***** Records to use *****

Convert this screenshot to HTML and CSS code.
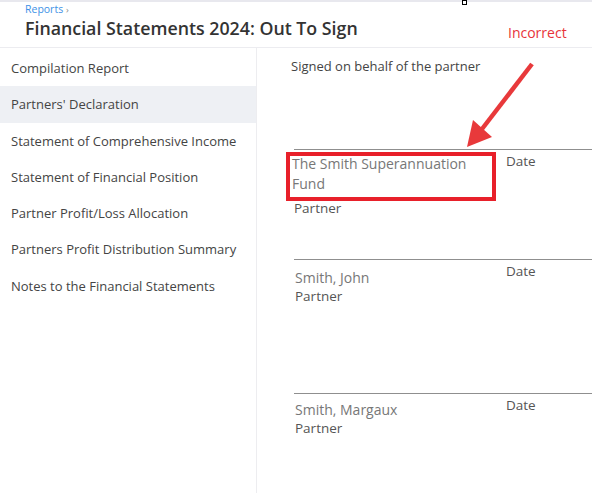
FILE: index.html
```html
<!DOCTYPE html>
<html>
<head>
<meta charset="utf-8">
<link rel="stylesheet" href="styles.css">
</head>
<body>
<div class="page">
  <header class="header">
    <div class="crumb"><a class="crumb-link">Reports</a> <span class="crumb-sep">›</span></div>
    <h1 class="title">Financial Statements 2024: Out To Sign</h1>
  </header>
  <div class="body">
    <nav class="sidebar">
      <div class="nav-item">Compilation Report</div>
      <div class="nav-item active">Partners' Declaration</div>
      <div class="nav-item">Statement of Comprehensive Income</div>
      <div class="nav-item">Statement of Financial Position</div>
      <div class="nav-item">Partner Profit/Loss Allocation</div>
      <div class="nav-item">Partners Profit Distribution Summary</div>
      <div class="nav-item">Notes to the Financial Statements</div>
    </nav>
    <main class="main">
      <div class="intro">Signed on behalf of the partner</div>
      <div class="sig sig-first">
        <div class="sig-who">
          <div class="sig-name">The Smith Superannuation Fund</div>
          <div class="sig-role">Partner</div>
        </div>
        <div class="sig-date">Date</div>
      </div>
      <div class="sig sig-second">
        <div class="sig-who">
          <div class="sig-name">Smith, John</div>
          <div class="sig-role">Partner</div>
        </div>
        <div class="sig-date">Date</div>
      </div>
      <div class="sig sig-third">
        <div class="sig-who">
          <div class="sig-name">Smith, Margaux</div>
          <div class="sig-role">Partner</div>
        </div>
        <div class="sig-date">Date</div>
      </div>
    </main>
  </div>

  <div class="cursor-mark"></div>
  <div class="note">Incorrect</div>
  <div class="note-box"></div>
  <svg class="note-arrow" width="592" height="493" viewBox="0 0 592 493">
    <line x1="532" y1="64" x2="482" y2="129" stroke="#e8393b" stroke-width="4.5" stroke-linecap="butt"/>
    <polygon points="467,147 473,120 492,137" fill="#e8393b"/>
  </svg>
</div>
</body>
</html>
```

FILE: styles.css
```css
* { box-sizing: border-box; }
html, body { margin: 0; padding: 0; background: #fff; }
body {
  font-family: "Open Sans", "Noto Sans", sans-serif;
  color: #444;
  width: 592px;
  height: 493px;
  overflow: hidden;
}
.page {
  position: relative;
  width: 592px;
  height: 493px;
  display: flex;
  flex-direction: column;
  border-top: 2px solid #e8e8ee;
}
.header {
  height: 46px;
  padding-left: 25px;
  border-bottom: 1px solid #ececf0;
}
.crumb {
  font-size: 10.5px;
  line-height: 13px;
  padding-top: 1px;
  color: #3e91e6;
}
.crumb-link { color: #3e91e6; text-decoration: none; }
.crumb-sep { color: #888; font-size: 9px; }
.title {
  margin: 0;
  font-size: 17.8px;
  line-height: 24px;
  font-weight: 600;
  color: #333;
}
.body {
  flex: 1;
  display: flex;
}
.sidebar {
  width: 257px;
  flex: none;
  border-right: 1px solid #ededf0;
  padding-top: 2px;
}
.nav-item {
  height: 36.3px;
  line-height: 36px;
  padding-left: 11px;
  font-size: 13px;
  color: #444;
  white-space: nowrap;
}
.nav-item.active { background: #eef0f4; }
.main {
  flex: 1;
  padding-top: 8px;
  padding-left: 34px;
}
.intro {
  font-size: 13px;
  line-height: 20px;
  color: #444;
}
.sig {
  margin-left: 3px;
  border-top: 1px solid #8f8f8f;
  display: flex;
  margin-right: -20px;
}
.sig-who { width: 212px; }
.sig-name {
  font-size: 14px;
  line-height: 20px;
  color: #777;
  padding-top: 8px;
  padding-left: 1px;
}
.sig-role {
  font-size: 13.5px;
  line-height: 17px;
  color: #555;
  padding-left: 1px;
}
.sig-date {
  font-size: 13.5px;
  line-height: 20px;
  padding-top: 1px;
  color: #555;
}
.sig-first { margin-top: 73px; height: 110px; }
.sig-first .sig-name { padding-top: 4px; padding-left: 0; margin-left: -2px; width: 192px; }
.sig-first .sig-role { margin-top: 5px; line-height: 18px; padding-left: 0; }
.sig-second { height: 134px; }
.sig-third .sig-name { padding-top: 6px; }

.cursor-mark {
  position: absolute;
  left: 462px;
  top: -2px;
  width: 5px;
  height: 5px;
  border: 1px solid #000;
  background: #fff;
}
.note {
  position: absolute;
  left: 508px;
  top: 20px;
  font-size: 14px;
  line-height: 22px;
  color: #e8333a;
}
.note-box {
  position: absolute;
  left: 286px;
  top: 150px;
  width: 210px;
  height: 49px;
  border: 4px solid #e8202a;
}
.note-arrow {
  position: absolute;
  left: 0;
  top: -2px;
}
```
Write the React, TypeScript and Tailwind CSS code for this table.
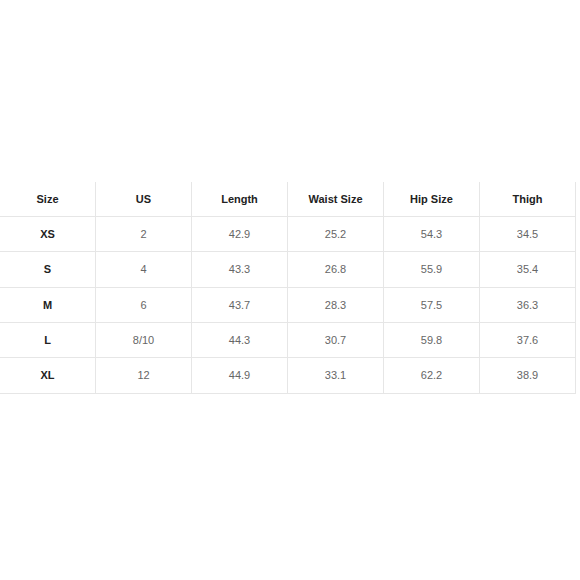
import React from 'react'

const headers = ['Size', 'US', 'Length', 'Waist Size', 'Hip Size', 'Thigh']

const rows = [
  ['XS', '2', '42.9', '25.2', '54.3', '34.5'],
  ['S', '4', '43.3', '26.8', '55.9', '35.4'],
  ['M', '6', '43.7', '28.3', '57.5', '36.3'],
  ['L', '8/10', '44.3', '30.7', '59.8', '37.6'],
  ['XL', '12', '44.9', '33.1', '62.2', '38.9'],
]

// row heights in px, taken from the grid lines in the picture
const rowHeights = ['h-[35px]', 'h-[36px]', 'h-[35px]', 'h-[35px]', 'h-[36px]']

export default function App() {
  return (
    <div className="w-[580px] h-[580px] bg-white pt-[182px] font-['Liberation_Sans',Arial,sans-serif]">
      <div className="w-[576px]">
        <div className="grid grid-cols-6 h-[35px]">
          {headers.map((h) => (
            <div
              key={h}
              className="flex items-center justify-center border-r border-b border-[#e6e6e6] text-[11px] font-bold text-[#222]"
            >
              {h}
            </div>
          ))}
        </div>
        {rows.map((r, i) => (
          <div key={r[0]} className={`grid grid-cols-6 ${rowHeights[i]}`}>
            {r.map((c, j) => (
              <div
                key={j}
                className={`flex items-center justify-center border-r border-b border-[#e6e6e6] text-[11px] ${
                  j === 0 ? 'font-bold text-[#222]' : 'text-[#666]'
                }`}
              >
                {c}
              </div>
            ))}
          </div>
        ))}
      </div>
    </div>
  )
}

*****

**Exercise goal:**
Reproduce every record above exactly, omitting the pictures.

**Task result:**
Convert this screenshot to HTML and CSS code.
FILE: index.html
```html
<!DOCTYPE html>
<html>
<head>
<meta charset="utf-8">
<link rel="stylesheet" href="styles.css">
</head>
<body>
<div class="page">
  <header class="header">
    <div class="crumb"><a class="crumb-link">Reports</a> <span class="crumb-sep">›</span></div>
    <h1 class="title">Financial Statements 2024: Out To Sign</h1>
  </header>
  <div class="body">
    <nav class="sidebar">
      <div class="nav-item">Compilation Report</div>
      <div class="nav-item active">Partners' Declaration</div>
      <div class="nav-item">Statement of Comprehensive Income</div>
      <div class="nav-item">Statement of Financial Position</div>
      <div class="nav-item">Partner Profit/Loss Allocation</div>
      <div class="nav-item">Partners Profit Distribution Summary</div>
      <div class="nav-item">Notes to the Financial Statements</div>
    </nav>
    <main class="main">
      <div class="intro">Signed on behalf of the partner</div>
      <div class="sig sig-first">
        <div class="sig-who">
          <div class="sig-name">The Smith Superannuation Fund</div>
          <div class="sig-role">Partner</div>
        </div>
        <div class="sig-date">Date</div>
      </div>
      <div class="sig sig-second">
        <div class="sig-who">
          <div class="sig-name">Smith, John</div>
          <div class="sig-role">Partner</div>
        </div>
        <div class="sig-date">Date</div>
      </div>
      <div class="sig sig-third">
        <div class="sig-who">
          <div class="sig-name">Smith, Margaux</div>
          <div class="sig-role">Partner</div>
        </div>
        <div class="sig-date">Date</div>
      </div>
    </main>
  </div>

  <div class="cursor-mark"></div>
  <div class="note">Incorrect</div>
  <div class="note-box"></div>
  <svg class="note-arrow" width="592" height="493" viewBox="0 0 592 493">
    <line x1="532" y1="64" x2="482" y2="129" stroke="#e8393b" stroke-width="4.5" stroke-linecap="butt"/>
    <polygon points="467,147 473,120 492,137" fill="#e8393b"/>
  </svg>
</div>
</body>
</html>
```

FILE: styles.css
```css
* { box-sizing: border-box; }
html, body { margin: 0; padding: 0; background: #fff; }
body {
  font-family: "Open Sans", "Noto Sans", sans-serif;
  color: #444;
  width: 592px;
  height: 493px;
  overflow: hidden;
}
.page {
  position: relative;
  width: 592px;
  height: 493px;
  display: flex;
  flex-direction: column;
  border-top: 2px solid #e8e8ee;
}
.header {
  height: 46px;
  padding-left: 25px;
  border-bottom: 1px solid #ececf0;
}
.crumb {
  font-size: 10.5px;
  line-height: 13px;
  padding-top: 1px;
  color: #3e91e6;
}
.crumb-link { color: #3e91e6; text-decoration: none; }
.crumb-sep { color: #888; font-size: 9px; }
.title {
  margin: 0;
  font-size: 17.8px;
  line-height: 24px;
  font-weight: 600;
  color: #333;
}
.body {
  flex: 1;
  display: flex;
}
.sidebar {
  width: 257px;
  flex: none;
  border-right: 1px solid #ededf0;
  padding-top: 2px;
}
.nav-item {
  height: 36.3px;
  line-height: 36px;
  padding-left: 11px;
  font-size: 13px;
  color: #444;
  white-space: nowrap;
}
.nav-item.active { background: #eef0f4; }
.main {
  flex: 1;
  padding-top: 8px;
  padding-left: 34px;
}
.intro {
  font-size: 13px;
  line-height: 20px;
  color: #444;
}
.sig {
  margin-left: 3px;
  border-top: 1px solid #8f8f8f;
  display: flex;
  margin-right: -20px;
}
.sig-who { width: 212px; }
.sig-name {
  font-size: 14px;
  line-height: 20px;
  color: #777;
  padding-top: 8px;
  padding-left: 1px;
}
.sig-role {
  font-size: 13.5px;
  line-height: 17px;
  color: #555;
  padding-left: 1px;
}
.sig-date {
  font-size: 13.5px;
  line-height: 20px;
  padding-top: 1px;
  color: #555;
}
.sig-first { margin-top: 73px; height: 110px; }
.sig-first .sig-name { padding-top: 4px; padding-left: 0; margin-left: -2px; width: 192px; }
.sig-first .sig-role { margin-top: 5px; line-height: 18px; padding-left: 0; }
.sig-second { height: 134px; }
.sig-third .sig-name { padding-top: 6px; }

.cursor-mark {
  position: absolute;
  left: 462px;
  top: -2px;
  width: 5px;
  height: 5px;
  border: 1px solid #000;
  background: #fff;
}
.note {
  position: absolute;
  left: 508px;
  top: 20px;
  font-size: 14px;
  line-height: 22px;
  color: #e8333a;
}
.note-box {
  position: absolute;
  left: 286px;
  top: 150px;
  width: 210px;
  height: 49px;
  border: 4px solid #e8202a;
}
.note-arrow {
  position: absolute;
  left: 0;
  top: -2px;
}
```
Write the React, TypeScript and Tailwind CSS code for this table.
import React from 'react'

const headers = ['Size', 'US', 'Length', 'Waist Size', 'Hip Size', 'Thigh']

const rows = [
  ['XS', '2', '42.9', '25.2', '54.3', '34.5'],
  ['S', '4', '43.3', '26.8', '55.9', '35.4'],
  ['M', '6', '43.7', '28.3', '57.5', '36.3'],
  ['L', '8/10', '44.3', '30.7', '59.8', '37.6'],
  ['XL', '12', '44.9', '33.1', '62.2', '38.9'],
]

// row heights in px, taken from the grid lines in the picture
const rowHeights = ['h-[35px]', 'h-[36px]', 'h-[35px]', 'h-[35px]', 'h-[36px]']

export default function App() {
  return (
    <div className="w-[580px] h-[580px] bg-white pt-[182px] font-['Liberation_Sans',Arial,sans-serif]">
      <div className="w-[576px]">
        <div className="grid grid-cols-6 h-[35px]">
          {headers.map((h) => (
            <div
              key={h}
              className="flex items-center justify-center border-r border-b border-[#e6e6e6] text-[11px] font-bold text-[#222]"
            >
              {h}
            </div>
          ))}
        </div>
        {rows.map((r, i) => (
          <div key={r[0]} className={`grid grid-cols-6 ${rowHeights[i]}`}>
            {r.map((c, j) => (
              <div
                key={j}
                className={`flex items-center justify-center border-r border-b border-[#e6e6e6] text-[11px] ${
                  j === 0 ? 'font-bold text-[#222]' : 'text-[#666]'
                }`}
              >
                {c}
              </div>
            ))}
          </div>
        ))}
      </div>
    </div>
  )
}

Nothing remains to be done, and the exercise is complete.